«Рьяно набрасываться на то, что не поддается. Никогда не оставаться без дела. Создавать выразительные формы значит рождать на свет предметы, живущие собственной жизнью, более нам не подчиняющиеся. У людей мания считать, что они „переживают кризис“. Какой кризис? Только кризисы и существуют. Без них ничего бы не было. Если я размышляю, то размышляю плохо. Лучше всего не думать ни о чем. Смириться с пустотой. Ждать. Колетт права: лентяй из меня никудышный. Ничегонеделание, к которому я себя принуждаю — настоящая пытка. Убивать гордыню. Каждый вечер говорить себе, что ты ничто, и то, что пожинаешь, уже невероятно. Меня всегда спрашивают, есть ли у меня секрет (моей силы). У нас выпытывают секреты с настойчивостью Далилы. Да, у меня есть секрет. Но если бы я его сказал или написал, даже в этом дневнике, он перестал быть секретом и я потерял бы свою силу. Выходя из ресторана, Пикассо спросил меня: „Ты всегда делал, что хотел?“ Я ответил, что часто задаю себе этот вопрос. Журналисты: „Что вы готовите?“ „Ничего“. „Над чем вы работаете?“ „Не над чем“. „Тогда что вы делаете еще?“ „Ничего. Пытаюсь жить“».
На склоне лет Жану Кокто стало казаться, что он безумно устал, что его труд бесполезен, что никто и никогда не сможет его понять. В подобные моменты перо выскальзывало из рук, и поэтом овладевало отчаяние. Но подобно Паскалю, всю жизнь страдавшему от мучившей его неизлечимой болезни, Кокто осознавал, что страдания обостряют чувства художника: «Проблема болезни — это проблема души. Думаю, что мы все пользуемся одним и тем же горючим как средства передвижения. Они бывают разные, есть автомобили и самолеты. Единственная разница между машиной и нами в том, что наша машина становится более хрупкой, если организм устроен не так, как остальные, и усложнен некой разбалансировкой».

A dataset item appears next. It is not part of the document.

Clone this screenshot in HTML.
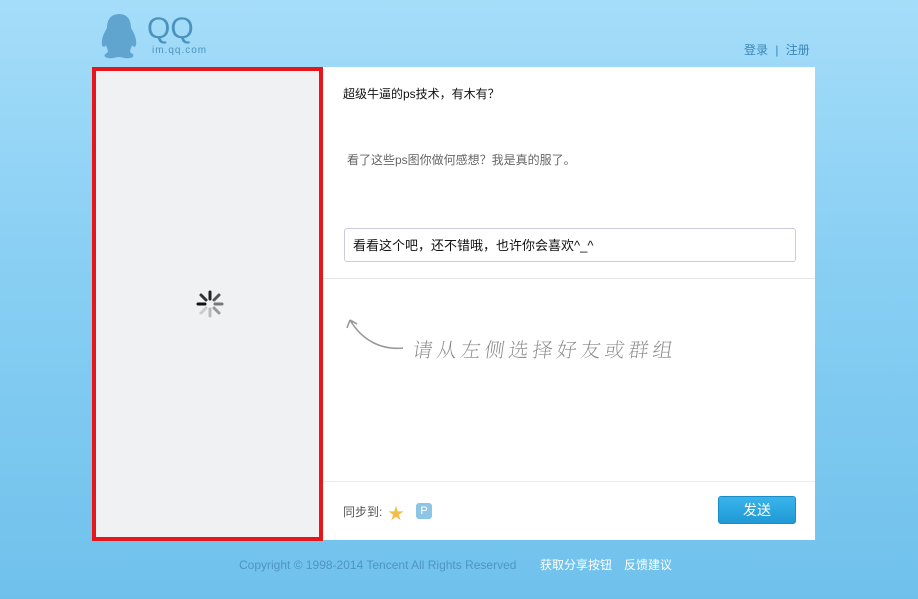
<!DOCTYPE html>
<html><head><meta charset="utf-8"><style>
*{margin:0;padding:0;box-sizing:border-box}
body{width:918px;height:599px;overflow:hidden;position:relative;background:linear-gradient(#a5ddf9,#8bd0f4 40%,#6fc1ec);font-family:"Liberation Sans","Noto Sans CJK SC",sans-serif;font-size:12px}
.abs{position:absolute}
</style></head><body>
<svg class="abs" style="left:98px;top:13px" width="42" height="46" viewBox="0 0 42 46"><path d="M21 1C12 1 9 8 9 15C6 20 3 26 4 32C5 35 7 34 8 32C9 36 11 38 9 40C6 41 5 44 10 45C14 46 18 44 21 44C24 44 28 46 32 45C37 44 36 41 33 40C31 38 33 36 34 32C35 34 37 35 38 32C39 26 36 20 33 15C33 8 30 1 21 1Z" fill="#5fa5cf"/></svg>
<div class="abs" style="left:147px;top:12px;font-size:30px;color:#4b93bf">QQ</div>
<div class="abs" style="left:152px;top:45px;font-size:10px;color:#4b93bf;letter-spacing:1px">im.qq.com</div>
<div class="abs" style="left:744px;top:41px;color:#3a86b8;font-size:12px">登录 <span style="margin:0 4px">|</span> 注册</div>
<div class="abs" style="left:92px;top:67px;width:723px;height:473px;background:#fff"></div>
<div class="abs" style="left:92px;top:67px;width:231px;height:474px;background:#f0f1f2;border:4px solid #e5161c"></div>
<svg class="abs" style="left:193px;top:287px" width="34" height="34" viewBox="-17 -17 34 34"><g stroke-width="3" stroke-linecap="round">
<line x1="0" y1="-5" x2="0" y2="-12" stroke="#222"/><line x1="4" y1="-4" x2="9" y2="-9" stroke="#555"/><line x1="5" y1="0" x2="12" y2="0" stroke="#777"/><line x1="4" y1="4" x2="9" y2="9" stroke="#999"/><line x1="0" y1="5" x2="0" y2="12" stroke="#bbb"/><line x1="-4" y1="4" x2="-9" y2="9" stroke="#ccc"/><line x1="-5" y1="0" x2="-12" y2="0" stroke="#111"/><line x1="-4" y1="-4" x2="-9" y2="-9" stroke="#333"/></g></svg>
<div class="abs" style="left:343px;top:85px;color:#111">超级牛逼的ps技术，有木有？</div>
<div class="abs" style="left:347px;top:151px;color:#666">看了这些ps图你做何感想？我是真的服了。</div>
<div class="abs" style="left:344px;top:228px;width:452px;height:34px;border:1px solid #ccd;border-radius:3px;padding:6px 8px;font-size:13px;color:#111">看看这个吧，还不错哦，也许你会喜欢^_^</div>
<div class="abs" style="left:323px;top:278px;width:492px;height:1px;background:#e6e6e6"></div>
<svg class="abs" style="left:343px;top:312px" width="70" height="42"><path d="M60 36C40 38 20 30 7 8M7 8L4 16M7 8L14 12" stroke="#999" stroke-width="1.6" fill="none"/></svg>
<div class="abs" style="left:413px;top:334px;font-size:20px;color:#888;font-family:'Noto Serif CJK SC',serif;font-weight:200;letter-spacing:4px;transform:skewX(-8deg)">请从左侧选择好友或群组</div>
<div class="abs" style="left:323px;top:481px;width:492px;height:1px;background:#ececec"></div>
<div class="abs" style="left:343px;top:503px;color:#555">同步到:</div>
<div class="abs" style="left:388px;top:500px;font-size:16px;color:#f2c04a">★</div>
<div class="abs" style="left:416px;top:503px;width:16px;height:16px;border-radius:3px;background:#8cc6e4;color:#fff;font-size:11px;text-align:center;line-height:16px">P</div>
<div class="abs" style="left:718px;top:496px;width:78px;height:28px;border-radius:3px;background:linear-gradient(#3ab4ea,#1f9ad6);border:1px solid #1a8cc6;color:#fff;font-size:14px;text-align:center;line-height:26px">发送</div>
<div class="abs" style="left:239px;top:557px;color:#4f95c2;font-size:12px;white-space:nowrap;line-height:16px">Copyright © 1998-2014 Tencent All Rights Reserved</div>
<div class="abs" style="left:540px;top:557px;color:#fff;font-size:12px;line-height:16px">获取分享按钮</div>
<div class="abs" style="left:624px;top:557px;color:#fff;font-size:12px;line-height:16px">反馈建议</div>
</body></html>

Бытие Кокто было настолько насыщено людьми, событиями, и, главным образом ежеминутным творчеством, что иногда силы покидали его. Не раз опускались руки, и даже помыслить о чем-то новом представлялось невозможным. «Сочинять — значит сближать два настолько различных и отдаленных друг от друга предмета, что никто на свете не мог вообразить такого сближения. Понять — значит допустить такое неожиданное сближение и сразу увидеть суть нового предмета, родившегося от этого брака. Вот уже сорок лет, как я засыпаю вечером, чтобы забыть этот мир, и, вставая, заставляю себя ломать комедию хорошего настроения. Больше нет сил. Я никогда никого не оскорблял. Большинство восхваляемых произведений я считаю посредственными и смешными. Я совершил ошибку, веря в некую справедливость, возникающую помимо человеческой. Я ошибся. Если мне случится что-нибудь еще написать, это будет из гигиенических соображений, и я не буду ждать никакого ответа». Эти строки написаны в августе 1953 года, в трудную минуту. Однако, справившись с недугом, он снова и снова возвращается к своему принципу, изложенному в послесловии «Трудности бытия»: «Вперед, неустрашимый и неразумный! Рискни быть до самого конца».
Всю жизнь Кокто играл со смертью. Ему нравилось умирать на сцене, например в роли Меркуцио в обработке «Ромео и Джульетты» в 1925. Он утверждал, что ему часто снилось, что он умирает по-настоящему. Его приводили в восторг слова, обычно произносимые костюмершей: «До смерти месье Кокто», «после смерти месье Кокто». Он очень смеялся над ужасом Элюара, увидевшего в 1942 году фильм «Барон-призрак», написанный для Сержа Полиньи, где Жан Кокто играл барона и превращался в прах на глазах у изумленного зрителя. Элюар кричал: «Я никогда не осмелился бы сыграть такое». Кокто всегда ощущал полноту жизни и полноту смерти. Однажды, будучи на фронте во время Первой Мировой войны, он подобрал фигуру Христа, упавшую с алтаря. У Христа отломалась рука, и Кокто отправил статую на машине для настоящих раненых.